EXERCISE OBJECTIVE:
Make an exact copy of the data below, leaving out every picture.

DATA EXTRACT:
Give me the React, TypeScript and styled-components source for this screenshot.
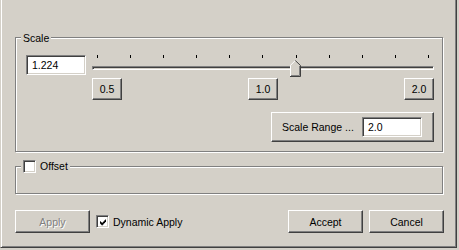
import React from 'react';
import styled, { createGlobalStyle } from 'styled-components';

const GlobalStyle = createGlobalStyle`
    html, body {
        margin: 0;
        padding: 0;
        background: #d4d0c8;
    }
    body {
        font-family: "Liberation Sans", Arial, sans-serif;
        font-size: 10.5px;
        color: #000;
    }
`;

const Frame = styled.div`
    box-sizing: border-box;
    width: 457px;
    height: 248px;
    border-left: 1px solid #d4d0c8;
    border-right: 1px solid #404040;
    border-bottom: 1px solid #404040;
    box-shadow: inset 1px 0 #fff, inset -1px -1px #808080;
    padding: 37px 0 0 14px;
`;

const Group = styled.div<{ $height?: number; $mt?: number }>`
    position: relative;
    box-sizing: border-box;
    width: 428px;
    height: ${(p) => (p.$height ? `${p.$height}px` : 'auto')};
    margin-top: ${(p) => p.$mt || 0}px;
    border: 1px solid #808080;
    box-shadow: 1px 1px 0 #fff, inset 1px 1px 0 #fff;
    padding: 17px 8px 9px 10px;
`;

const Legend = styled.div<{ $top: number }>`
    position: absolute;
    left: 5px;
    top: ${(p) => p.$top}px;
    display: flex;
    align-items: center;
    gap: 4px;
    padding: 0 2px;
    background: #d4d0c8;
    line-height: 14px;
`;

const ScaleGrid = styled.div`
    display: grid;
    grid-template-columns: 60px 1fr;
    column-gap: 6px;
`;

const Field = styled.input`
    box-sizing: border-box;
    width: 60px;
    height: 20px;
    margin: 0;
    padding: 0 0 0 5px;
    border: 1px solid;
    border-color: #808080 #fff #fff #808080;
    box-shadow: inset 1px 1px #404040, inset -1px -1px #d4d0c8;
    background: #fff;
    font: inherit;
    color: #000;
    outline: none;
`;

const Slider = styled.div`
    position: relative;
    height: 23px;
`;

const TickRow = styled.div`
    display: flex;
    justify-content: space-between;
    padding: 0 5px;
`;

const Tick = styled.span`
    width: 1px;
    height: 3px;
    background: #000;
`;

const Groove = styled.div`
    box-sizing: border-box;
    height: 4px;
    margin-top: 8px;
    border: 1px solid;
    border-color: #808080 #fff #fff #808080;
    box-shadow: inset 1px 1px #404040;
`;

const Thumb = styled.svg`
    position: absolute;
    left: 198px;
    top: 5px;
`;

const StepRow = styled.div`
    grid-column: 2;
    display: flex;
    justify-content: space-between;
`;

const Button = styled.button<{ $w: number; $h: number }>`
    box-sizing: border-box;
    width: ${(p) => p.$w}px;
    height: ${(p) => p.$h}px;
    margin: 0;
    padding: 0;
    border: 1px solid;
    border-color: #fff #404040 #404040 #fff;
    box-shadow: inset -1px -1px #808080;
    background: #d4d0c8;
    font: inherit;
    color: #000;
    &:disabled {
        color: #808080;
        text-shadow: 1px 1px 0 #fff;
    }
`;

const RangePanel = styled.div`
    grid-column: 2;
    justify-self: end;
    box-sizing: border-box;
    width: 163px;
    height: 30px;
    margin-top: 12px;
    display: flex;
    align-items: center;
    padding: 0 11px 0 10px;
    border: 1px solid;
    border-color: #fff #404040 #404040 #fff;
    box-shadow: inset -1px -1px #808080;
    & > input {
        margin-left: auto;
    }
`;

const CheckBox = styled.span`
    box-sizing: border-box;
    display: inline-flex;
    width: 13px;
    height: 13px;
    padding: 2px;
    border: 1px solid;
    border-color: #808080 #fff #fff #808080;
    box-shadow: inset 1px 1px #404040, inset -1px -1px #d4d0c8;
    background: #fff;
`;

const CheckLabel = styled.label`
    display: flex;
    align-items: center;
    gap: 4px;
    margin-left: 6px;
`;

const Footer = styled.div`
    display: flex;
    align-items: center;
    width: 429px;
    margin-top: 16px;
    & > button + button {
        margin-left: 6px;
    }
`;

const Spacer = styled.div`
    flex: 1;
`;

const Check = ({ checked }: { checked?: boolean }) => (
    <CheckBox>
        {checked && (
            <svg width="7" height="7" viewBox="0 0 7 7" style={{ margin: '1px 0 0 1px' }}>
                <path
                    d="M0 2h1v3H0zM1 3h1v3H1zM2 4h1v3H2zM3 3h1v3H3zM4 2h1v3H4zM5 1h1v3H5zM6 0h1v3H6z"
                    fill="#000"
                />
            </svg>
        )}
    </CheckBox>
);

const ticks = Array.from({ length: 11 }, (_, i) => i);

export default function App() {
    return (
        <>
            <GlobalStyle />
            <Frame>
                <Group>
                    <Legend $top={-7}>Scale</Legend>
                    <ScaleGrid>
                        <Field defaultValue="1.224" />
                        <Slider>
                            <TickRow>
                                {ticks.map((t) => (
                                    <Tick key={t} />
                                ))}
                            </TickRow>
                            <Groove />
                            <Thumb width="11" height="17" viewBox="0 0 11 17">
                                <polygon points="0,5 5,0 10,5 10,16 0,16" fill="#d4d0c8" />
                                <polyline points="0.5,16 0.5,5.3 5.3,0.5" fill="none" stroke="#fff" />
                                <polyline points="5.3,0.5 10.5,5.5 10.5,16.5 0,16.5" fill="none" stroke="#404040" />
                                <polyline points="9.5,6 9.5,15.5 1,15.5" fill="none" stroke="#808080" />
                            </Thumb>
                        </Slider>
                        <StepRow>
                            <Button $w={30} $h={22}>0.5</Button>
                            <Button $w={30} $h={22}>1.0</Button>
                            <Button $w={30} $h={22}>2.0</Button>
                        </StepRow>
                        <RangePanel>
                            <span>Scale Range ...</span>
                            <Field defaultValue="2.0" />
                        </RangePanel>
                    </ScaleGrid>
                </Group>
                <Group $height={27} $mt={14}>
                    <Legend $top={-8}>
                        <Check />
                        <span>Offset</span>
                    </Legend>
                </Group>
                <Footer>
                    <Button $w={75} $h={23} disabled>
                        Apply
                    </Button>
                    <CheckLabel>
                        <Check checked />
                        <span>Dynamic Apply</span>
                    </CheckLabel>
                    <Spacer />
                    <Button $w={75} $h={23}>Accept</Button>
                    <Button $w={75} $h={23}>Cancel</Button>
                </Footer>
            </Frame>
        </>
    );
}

FINAL ANSWER:
Give me the React, TypeScript and styled-components source for this screenshot.
import React from 'react';
import styled, { createGlobalStyle } from 'styled-components';

const GlobalStyle = createGlobalStyle`
    html, body {
        margin: 0;
        padding: 0;
        background: #d4d0c8;
    }
    body {
        font-family: "Liberation Sans", Arial, sans-serif;
        font-size: 10.5px;
        color: #000;
    }
`;

const Frame = styled.div`
    box-sizing: border-box;
    width: 457px;
    height: 248px;
    border-left: 1px solid #d4d0c8;
    border-right: 1px solid #404040;
    border-bottom: 1px solid #404040;
    box-shadow: inset 1px 0 #fff, inset -1px -1px #808080;
    padding: 37px 0 0 14px;
`;

const Group = styled.div<{ $height?: number; $mt?: number }>`
    position: relative;
    box-sizing: border-box;
    width: 428px;
    height: ${(p) => (p.$height ? `${p.$height}px` : 'auto')};
    margin-top: ${(p) => p.$mt || 0}px;
    border: 1px solid #808080;
    box-shadow: 1px 1px 0 #fff, inset 1px 1px 0 #fff;
    padding: 17px 8px 9px 10px;
`;

const Legend = styled.div<{ $top: number }>`
    position: absolute;
    left: 5px;
    top: ${(p) => p.$top}px;
    display: flex;
    align-items: center;
    gap: 4px;
    padding: 0 2px;
    background: #d4d0c8;
    line-height: 14px;
`;

const ScaleGrid = styled.div`
    display: grid;
    grid-template-columns: 60px 1fr;
    column-gap: 6px;
`;

const Field = styled.input`
    box-sizing: border-box;
    width: 60px;
    height: 20px;
    margin: 0;
    padding: 0 0 0 5px;
    border: 1px solid;
    border-color: #808080 #fff #fff #808080;
    box-shadow: inset 1px 1px #404040, inset -1px -1px #d4d0c8;
    background: #fff;
    font: inherit;
    color: #000;
    outline: none;
`;

const Slider = styled.div`
    position: relative;
    height: 23px;
`;

const TickRow = styled.div`
    display: flex;
    justify-content: space-between;
    padding: 0 5px;
`;

const Tick = styled.span`
    width: 1px;
    height: 3px;
    background: #000;
`;

const Groove = styled.div`
    box-sizing: border-box;
    height: 4px;
    margin-top: 8px;
    border: 1px solid;
    border-color: #808080 #fff #fff #808080;
    box-shadow: inset 1px 1px #404040;
`;

const Thumb = styled.svg`
    position: absolute;
    left: 198px;
    top: 5px;
`;

const StepRow = styled.div`
    grid-column: 2;
    display: flex;
    justify-content: space-between;
`;

const Button = styled.button<{ $w: number; $h: number }>`
    box-sizing: border-box;
    width: ${(p) => p.$w}px;
    height: ${(p) => p.$h}px;
    margin: 0;
    padding: 0;
    border: 1px solid;
    border-color: #fff #404040 #404040 #fff;
    box-shadow: inset -1px -1px #808080;
    background: #d4d0c8;
    font: inherit;
    color: #000;
    &:disabled {
        color: #808080;
        text-shadow: 1px 1px 0 #fff;
    }
`;

const RangePanel = styled.div`
    grid-column: 2;
    justify-self: end;
    box-sizing: border-box;
    width: 163px;
    height: 30px;
    margin-top: 12px;
    display: flex;
    align-items: center;
    padding: 0 11px 0 10px;
    border: 1px solid;
    border-color: #fff #404040 #404040 #fff;
    box-shadow: inset -1px -1px #808080;
    & > input {
        margin-left: auto;
    }
`;

const CheckBox = styled.span`
    box-sizing: border-box;
    display: inline-flex;
    width: 13px;
    height: 13px;
    padding: 2px;
    border: 1px solid;
    border-color: #808080 #fff #fff #808080;
    box-shadow: inset 1px 1px #404040, inset -1px -1px #d4d0c8;
    background: #fff;
`;

const CheckLabel = styled.label`
    display: flex;
    align-items: center;
    gap: 4px;
    margin-left: 6px;
`;

const Footer = styled.div`
    display: flex;
    align-items: center;
    width: 429px;
    margin-top: 16px;
    & > button + button {
        margin-left: 6px;
    }
`;

const Spacer = styled.div`
    flex: 1;
`;

const Check = ({ checked }: { checked?: boolean }) => (
    <CheckBox>
        {checked && (
            <svg width="7" height="7" viewBox="0 0 7 7" style={{ margin: '1px 0 0 1px' }}>
                <path
                    d="M0 2h1v3H0zM1 3h1v3H1zM2 4h1v3H2zM3 3h1v3H3zM4 2h1v3H4zM5 1h1v3H5zM6 0h1v3H6z"
                    fill="#000"
                />
            </svg>
        )}
    </CheckBox>
);

const ticks = Array.from({ length: 11 }, (_, i) => i);

export default function App() {
    return (
        <>
            <GlobalStyle />
            <Frame>
                <Group>
                    <Legend $top={-7}>Scale</Legend>
                    <ScaleGrid>
                        <Field defaultValue="1.224" />
                        <Slider>
                            <TickRow>
                                {ticks.map((t) => (
                                    <Tick key={t} />
                                ))}
                            </TickRow>
                            <Groove />
                            <Thumb width="11" height="17" viewBox="0 0 11 17">
                                <polygon points="0,5 5,0 10,5 10,16 0,16" fill="#d4d0c8" />
                                <polyline points="0.5,16 0.5,5.3 5.3,0.5" fill="none" stroke="#fff" />
                                <polyline points="5.3,0.5 10.5,5.5 10.5,16.5 0,16.5" fill="none" stroke="#404040" />
                                <polyline points="9.5,6 9.5,15.5 1,15.5" fill="none" stroke="#808080" />
                            </Thumb>
                        </Slider>
                        <StepRow>
                            <Button $w={30} $h={22}>0.5</Button>
                            <Button $w={30} $h={22}>1.0</Button>
                            <Button $w={30} $h={22}>2.0</Button>
                        </StepRow>
                        <RangePanel>
                            <span>Scale Range ...</span>
                            <Field defaultValue="2.0" />
                        </RangePanel>
                    </ScaleGrid>
                </Group>
                <Group $height={27} $mt={14}>
                    <Legend $top={-8}>
                        <Check />
                        <span>Offset</span>
                    </Legend>
                </Group>
                <Footer>
                    <Button $w={75} $h={23} disabled>
                        Apply
                    </Button>
                    <CheckLabel>
                        <Check checked />
                        <span>Dynamic Apply</span>
                    </CheckLabel>
                    <Spacer />
                    <Button $w={75} $h={23}>Accept</Button>
                    <Button $w={75} $h={23}>Cancel</Button>
                </Footer>
            </Frame>
        </>
    );
}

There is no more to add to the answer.